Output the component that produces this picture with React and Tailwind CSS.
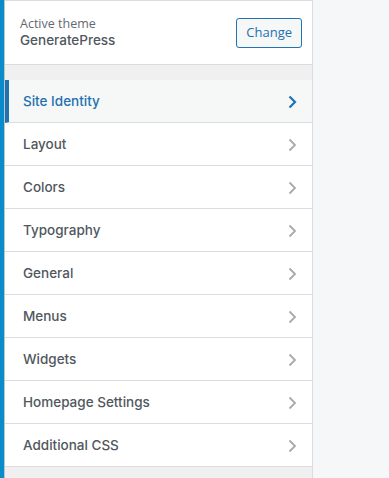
import React from "react";

const sections = [
  "Site Identity",
  "Layout",
  "Colors",
  "Typography",
  "General",
  "Menus",
  "Widgets",
  "Homepage Settings",
  "Additional CSS",
];

const Chevron = ({ active }) => (
  <svg width="10" height="14" viewBox="0 0 10 14" className="shrink-0">
    <path
      d="M2.5 1.5 L8 7 L2.5 12.5"
      fill="none"
      stroke={active ? "#2271b1" : "#a7aaad"}
      strokeWidth={active ? "2.2" : "1.8"}
    />
  </svg>
);

export default function App() {
  return (
    <div
      className="flex h-[478px] w-[389px] bg-[#f6f7f8] overflow-hidden"
      style={{ fontFamily: '"Open Sans", "Noto Sans", sans-serif' }}
    >
      <div className="w-[5px] bg-[#0a8ccb] border-r border-[#c3c4c7]" />
      <div className="w-[308px] flex flex-col bg-[#f0f0f1] border-r border-[#dcdcde]">
        <div className="h-[65px] bg-white border-t border-b border-[#dcdcde] flex items-center justify-between pl-[15px] pr-[10px]">
          <div className="leading-tight">
            <div className="text-[12.5px] text-[#646970]">Active theme</div>
            <div
              className="text-[13.5px] font-medium text-[#50575e]"
              style={{ fontFamily: "Inter, sans-serif" }}
            >
              GeneratePress
            </div>
          </div>
          <button className="h-[30px] px-[9px] rounded-[3px] border border-[#2271b1] bg-[#f6f7f7] text-[13px] text-[#2271b1]">
            Change
          </button>
        </div>
        <div className="h-[15px]" />
        <ul className="bg-white">
          {sections.map((s, i) => {
            const active = i === 0;
            return (
              <li
                key={s}
                className={`h-[43px] flex items-center justify-between pr-[15px] pt-[1px] border-b border-[#dcdcde] ${
                  active
                    ? "bg-[#f6f7f7] border-l-[4px] border-l-[#2271b1] pl-[14px] text-[#2271b1]"
                    : "pl-[18px] text-[#50575e]"
                }`}
              >
                <span className="text-[13.5px] font-medium" style={{ fontFamily: "Inter, sans-serif" }}>
                  {s}
                </span>
                <Chevron active={active} />
              </li>
            );
          })}
        </ul>
      </div>
      <div className="flex-1" />
    </div>
  );
}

════════════════

▶ _Requirements_:
Omit the pictures and give the material again, exactly and in full.

▶ _Final answer_:
Output the component that produces this picture with React and Tailwind CSS.
import React from "react";

const sections = [
  "Site Identity",
  "Layout",
  "Colors",
  "Typography",
  "General",
  "Menus",
  "Widgets",
  "Homepage Settings",
  "Additional CSS",
];

const Chevron = ({ active }) => (
  <svg width="10" height="14" viewBox="0 0 10 14" className="shrink-0">
    <path
      d="M2.5 1.5 L8 7 L2.5 12.5"
      fill="none"
      stroke={active ? "#2271b1" : "#a7aaad"}
      strokeWidth={active ? "2.2" : "1.8"}
    />
  </svg>
);

export default function App() {
  return (
    <div
      className="flex h-[478px] w-[389px] bg-[#f6f7f8] overflow-hidden"
      style={{ fontFamily: '"Open Sans", "Noto Sans", sans-serif' }}
    >
      <div className="w-[5px] bg-[#0a8ccb] border-r border-[#c3c4c7]" />
      <div className="w-[308px] flex flex-col bg-[#f0f0f1] border-r border-[#dcdcde]">
        <div className="h-[65px] bg-white border-t border-b border-[#dcdcde] flex items-center justify-between pl-[15px] pr-[10px]">
          <div className="leading-tight">
            <div className="text-[12.5px] text-[#646970]">Active theme</div>
            <div
              className="text-[13.5px] font-medium text-[#50575e]"
              style={{ fontFamily: "Inter, sans-serif" }}
            >
              GeneratePress
            </div>
          </div>
          <button className="h-[30px] px-[9px] rounded-[3px] border border-[#2271b1] bg-[#f6f7f7] text-[13px] text-[#2271b1]">
            Change
          </button>
        </div>
        <div className="h-[15px]" />
        <ul className="bg-white">
          {sections.map((s, i) => {
            const active = i === 0;
            return (
              <li
                key={s}
                className={`h-[43px] flex items-center justify-between pr-[15px] pt-[1px] border-b border-[#dcdcde] ${
                  active
                    ? "bg-[#f6f7f7] border-l-[4px] border-l-[#2271b1] pl-[14px] text-[#2271b1]"
                    : "pl-[18px] text-[#50575e]"
                }`}
              >
                <span className="text-[13.5px] font-medium" style={{ fontFamily: "Inter, sans-serif" }}>
                  {s}
                </span>
                <Chevron active={active} />
              </li>
            );
          })}
        </ul>
      </div>
      <div className="flex-1" />
    </div>
  );
}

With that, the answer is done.